Lutz Weis (Karlsruher Institut für Technologie) - A stochastic maximal function and regularity estimates for parabolic stochastic evolution equations
There is a well developped regularity theory for deterministic evolution equations given in terms of an analytic generator on UMD Banach spaces, including maximal regularity estimates. We propose a corresponding theory for stochastic parabolic evolution equation on UMD spaces. This requires however modification of the necessary tools from harmonic analysis such as stochastic maximal functions. So far such a theory only exists on L_p spaces for p>2.

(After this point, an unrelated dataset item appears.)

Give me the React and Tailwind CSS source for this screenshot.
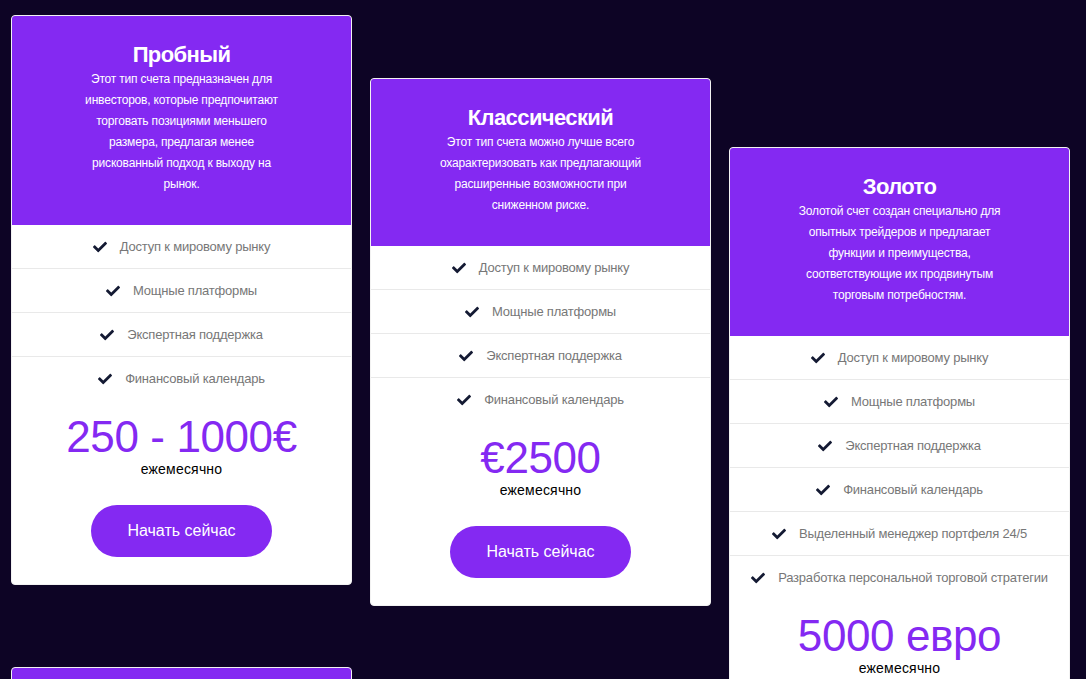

Deng Zhang (Shanghai Jiao Tong University) - The three dimensional stochastic Zakharov system
This talk is concerned with recent results for the three dimensional stochastic Zakharov system in the energy space, which couples a stochastic Schrödinger equation driven by linear multiplicative noise and a stochastic wave equation with additive noise. We will show the well-posedness of this system up to the maximal existence time and provide a blow-up alternative. The global existence of solutions below the ground state is also derived. Furthermore, we present a noise regularization result on finite time blowup before any given time. Two main ingredients of the proof are the refined rescaling approach and the normal form method. In contrast to the deterministic setting, our functional framework also incorporates local smoothing estimates, which can control Schrödinger equations with derivative perturbations arising from the noise. Another key point for the noise regularization effect is a Strichartz estimate for the Schrödinger equation with a potential solving the free wave equation. This work is in joint with Sebastian Herr, Michael Röckner and Martin Spitz.